La première contribution indique approuver l'utilisation du numéro harmonisé dans l'ensemble de l'Union européenne pour l'enfance en danger en ce qu'il permet aux citoyens européens de joindre le service d'écoute pour l'enfance en danger en composant un numéro identique reconnaissable dans tous les Etats européens. Toutefois, elle estime que la période de coexistence des deux numéros sera source de confusion pour les personnes concernées et induira une complexité de gestion pour les opérateurs de communications électroniques. Elle propose en conséquence d'en limiter cette durée au minimum en proposant le retrait du 119 de la liste des numéros d'urgence au 1er janvier 2019. En outre, elle note qu'un tel délai ne peut que freiner tout effort de communication sur le nouveau numéro vers les publics visés.
La seconde contribution relève que lorsque le numéro 119 sera retiré de la liste des numéros d'urgence, il ne devra plus bénéficier de l'outre-passement du secret (< démasquage »). A cet égard, elle précise qu'il faudra que les appels vers le numéro 119 soient acheminés à compter de cette date vers un accès téléphonique distinct de celui recevant les appels vers le numéro 116111.
En outre, s'agissant de l'analyse des appels résiduels vers le numéro 119, ces deux contributions appellent à ce que celle-ci soit effectuée annuellement afin d'adapter, le cas échéant, le dispositif de communication.

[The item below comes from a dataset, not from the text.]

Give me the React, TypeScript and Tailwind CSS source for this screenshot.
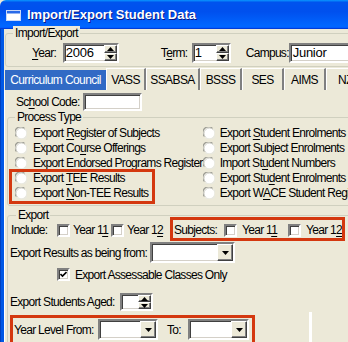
import React from "react";

const U = ({ children }: { children: React.ReactNode }) => <span className="underline underline-offset-[2px]">{children}</span>;

const sunken =
  "border-2 border-t-[#808080] border-l-[#808080] border-b-white border-r-white shadow-[inset_1px_1px_0_#404040,inset_-1px_-1px_0_#d4d0c8] bg-white";
const raised =
  "bg-[#ece9d8] border border-t-white border-l-white border-b-[#404040] border-r-[#404040] shadow-[inset_-1px_-1px_0_#808080]";

function Radio() {
  return (
    <svg width="12" height="12" viewBox="0 0 12 12" className="shrink-0">
      <circle cx="6" cy="6" r="5.5" fill="#fff" />
      <path d="M1.5 9.5 A5.2 5.2 0 0 1 9.5 1.5" stroke="#9c9c94" strokeWidth="1.2" fill="none" />
      <path d="M2.6 10.1 A5 5 0 0 1 10.1 2.6" stroke="#d0d0c8" strokeWidth="1" fill="none" />
      <path d="M10.5 2.5 A5.2 5.2 0 0 1 2.5 10.5" stroke="#e8e8e0" strokeWidth="1.2" fill="none" />
    </svg>
  );
}

function Check({ checked }: { checked?: boolean }) {
  return (
    <div className={`w-[13px] h-[13px] shrink-0 flex items-center justify-center ${sunken}`}>
      {checked && (
        <svg width="7" height="7" viewBox="0 0 7 7">
          <path d="M0.5 3 L2.5 5 L6.5 1" stroke="#000" strokeWidth="1.6" fill="none" />
        </svg>
      )}
    </div>
  );
}

function Arrow({ up }: { up?: boolean }) {
  return (
    <svg width="7" height="4" viewBox="0 0 7 4">
      <path d={up ? "M0 4 L3.5 0 L7 4 Z" : "M0 0 L7 0 L3.5 4 Z"} fill="#000" />
    </svg>
  );
}

function Spinner({ w, h, value }: { w: string; h: string; value?: string }) {
  return (
    <div className={`${w} ${h} ${sunken} flex shrink-0`}>
      <div className="flex-1 pl-[1px] leading-[16px] text-[13px] tracking-[-0.3px]">{value}</div>
      <div className="w-[13px] flex flex-col">
        <div className={`flex-1 flex items-center justify-center ${raised}`}>
          <Arrow up />
        </div>
        <div className={`flex-1 flex items-center justify-center ${raised}`}>
          <Arrow />
        </div>
      </div>
    </div>
  );
}

function Combo({ w }: { w: string }) {
  return (
    <div className={`${w} h-[21px] ${sunken} flex justify-end shrink-0`}>
      <div className={`w-[16px] h-full flex items-center justify-center ${raised}`}>
        <Arrow />
      </div>
    </div>
  );
}

function GroupLabel({ left, children }: { left: string; children: React.ReactNode }) {
  return (
    <span className={`absolute top-[-8px] ${left} px-[2px] bg-[#ece9d8] leading-[14px]`}>{children}</span>
  );
}

const tabs = [
  { label: "Curriculum Council", w: "w-[101px]", active: true },
  { label: "VASS", w: "w-[40px]" },
  { label: "SSABSA", w: "w-[54px]" },
  { label: "BSSS", w: "w-[42px]" },
  { label: "SES", w: "w-[42px]" },
  { label: "AIMS", w: "w-[42px]" },
  { label: "NZ", w: "w-[40px]" },
];

export default function App() {
  return (
    <div className="w-[348px] h-[342px] overflow-hidden bg-[#ece9d8] flex flex-col font-['Liberation_Sans',Arial,sans-serif] text-[12px] tracking-[-0.7px] text-black relative">
      {/* Title bar */}
      <div className="h-[29px] shrink-0 flex items-center rounded-tl-[6px] bg-[linear-gradient(180deg,#0997ff,#0053ee_8%,#0050ee_40%,#06f_88%,#06f_93%,#005bff_95%,#003dd7_96%,#003dd7)]">
        <svg width="15" height="11" viewBox="0 0 15 11" className="ml-[6px] mt-[1px]">
          <rect x="0.5" y="0.5" width="14" height="10" fill="#fff" stroke="#c8d8f8" />
          <rect x="1" y="1" width="13" height="2.5" fill="#2a6ae8" />
        </svg>
        <span className="ml-[6px] text-white font-bold text-[13px] tracking-normal [text-shadow:1px_1px_0_#0a1883]">
          Import/Export Student Data
        </span>
      </div>

      <div className="flex flex-1 min-h-0">
        <div className="w-[4px] shrink-0 bg-[#0058e6] border-l border-[#0040c0]" />
        <div className="flex-1 min-w-0 flex flex-col">
          {/* Import/Export group */}
          <div className="relative mt-[4px] ml-[1px] h-[34px] w-[360px] shrink-0 border border-[#d0d0bf] rounded-[3px]">
            <GroupLabel left="left-[7px]">Import/Export</GroupLabel>
            <div className="flex items-center pt-[9px] h-[29px]">
              <span className="ml-[26px] w-[33px]">
                <U>Y</U>ear:
              </span>
              <Spinner w="w-[56px]" h="h-[20px]" value="2006" />
              <span className="ml-[42px] w-[33px]">
                T<U>e</U>rm:
              </span>
              <Spinner w="w-[39px]" h="h-[20px]" value="1" />
              <span className="ml-[15px] w-[45px]">Campus:</span>
              <div className={`w-[80px] h-[20px] ${sunken} pl-[2px] leading-[16px] text-[13px] tracking-[-0.3px]`}>Junior</div>
            </div>
          </div>

          {/* Tabs */}
          <div className="mt-[1px] ml-[1px] h-[22px] flex shrink-0 text-[12px] tracking-[-0.6px]">
            {tabs.map((t) =>
              t.active ? (
                <div key={t.label} className={`${t.w} shrink-0 mt-[2px] bg-[#316ac5] text-white whitespace-nowrap flex items-center justify-center`}>
                  {t.label}
                </div>
              ) : (
                <div
                  key={t.label}
                  className={`${t.w} shrink-0 border-l border-white border-r-2 border-r-[#808080] border-t border-t-white whitespace-nowrap flex items-center justify-center pt-[1px]`}
                >
                  {t.label}
                </div>
              )
            )}
          </div>

          {/* Tab page */}
          <div className="flex-1 min-h-0 flex flex-col border-l border-white relative">
            <div className="flex items-center mt-[3px] h-[18px] shrink-0">
              <span className="ml-[11px] w-[67px] whitespace-nowrap">
                Sc<U>h</U>ool Code:
              </span>
              <div className={`w-[59px] h-[18px] ${sunken}`} />
            </div>

            {/* Process Type */}
            <div className="relative mt-[6px] ml-[2px] h-[89px] w-[360px] shrink-0 border border-[#d0d0bf] rounded-[3px]">
              <GroupLabel left="left-[7px]">Process Type</GroupLabel>
              <div className="flex pt-[7px]">
                <div className="w-[199px] pl-[7px] flex flex-col">
                  {[
                    <>Export <U>R</U>egister of Subjects</>,
                    <>Export Co<U>u</U>rse Offerings</>,
                    <>Export E<U>n</U>dorsed Programs Register</>,
                    <>Export <U>T</U>EE Results</>,
                    <>Export <U>N</U>on-TEE Results</>,
                  ].map((l, i) => (
                    <div key={i} className="h-[15px] flex items-center gap-[6px] whitespace-nowrap">
                      <Radio />
                      <span>{l}</span>
                    </div>
                  ))}
                </div>
                <div className="flex flex-col">
                  {[
                    <>Export <U>S</U>tudent Enrolments</>,
                    <>Export Subject Enrolments</>,
                    <>Import St<U>u</U>dent Numbers</>,
                    <>Export Stu<U>d</U>ent Enrolments</>,
                    <>Export W<U>A</U>CE Student Register</>,
                  ].map((l, i) => (
                    <div key={i} className="h-[15px] flex items-center gap-[5px] whitespace-nowrap">
                      <Radio />
                      <span>{l}</span>
                    </div>
                  ))}
                </div>
              </div>
            </div>

            {/* Export */}
            <div className="relative mt-[9px] ml-[2px] h-[150px] w-[360px] shrink-0 border border-[#d0d0bf] rounded-[3px]">
              <GroupLabel left="left-[8px]">Export</GroupLabel>
              <div className="flex items-center h-[16px] mt-[6px] pl-[3px] whitespace-nowrap">
                <span className="w-[46px]">Include:</span>
                <Check />
                <span className="ml-[3px] w-[38px]">
                  Year 1<U>1</U>
                </span>
                <Check />
                <span className="ml-[3px] w-[47px]">
                  Year 1<U>2</U>
                </span>
                <span className="w-[50px]">Subjects:</span>
                <Check />
                <span className="ml-[5px] w-[46px]">
                  Year 1<U>1</U>
                </span>
                <Check />
                <span className="ml-[5px]">
                  Year 1<U>2</U>
                </span>
              </div>
              <div className="flex items-center mt-[4px] pl-[2px] whitespace-nowrap">
                <span className="w-[140px]">Export Results as being from:</span>
                <Combo w="w-[85px]" />
              </div>
              <div className="flex items-center mt-[5px] pl-[49px] h-[13px] whitespace-nowrap">
                <Check checked />
                <span className="ml-[5px]">Export Assessable Classes Only</span>
              </div>
              <div className="flex items-center mt-[12px] pl-[2px] whitespace-nowrap">
                <span className="w-[110px]">Export Students Aged:</span>
                <Spinner w="w-[33px]" h="h-[18px]" />
              </div>
              <div className="flex items-center mt-[8px] pl-[6px] whitespace-nowrap">
                <span className="w-[84px]">Year Level From:</span>
                <Combo w="w-[60px]" />
                <span className="ml-[9px] w-[21px]">To:</span>
                <Combo w="w-[61px]" />
              </div>
            </div>
          </div>
        </div>
      </div>

      {/* annotation boxes */}
      <div className="absolute left-[9px] top-[169px] w-[146px] h-[35px] border-[3px] border-[#d4380f]" />
      <div className="absolute left-[170px] top-[217px] w-[175px] h-[24px] border-[3px] border-[#d4380f]" />
      <div className="absolute left-[10px] top-[315px] w-[245px] h-[40px] border-[3px] border-[#d4380f]" />
      <div className="absolute left-[309px] top-[312px] w-[3px] h-[40px] bg-white" />
    </div>
  );
}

Au regard des enjeux liés à la protection de l'enfance, l'Autorité estime qu'il est nécessaire de prévoir une période de cinq ans pendant laquelle le numéro 119 fera partie, comme le 116111, de la liste des numéros d'urgence. Toutefois, une fois celui-ci retiré de cette liste, l'Autorité estime en effet pertinent que le suivi des appels résiduels se fasse annuellement, afin d'adapter, le cas échéant, le dispositif initial.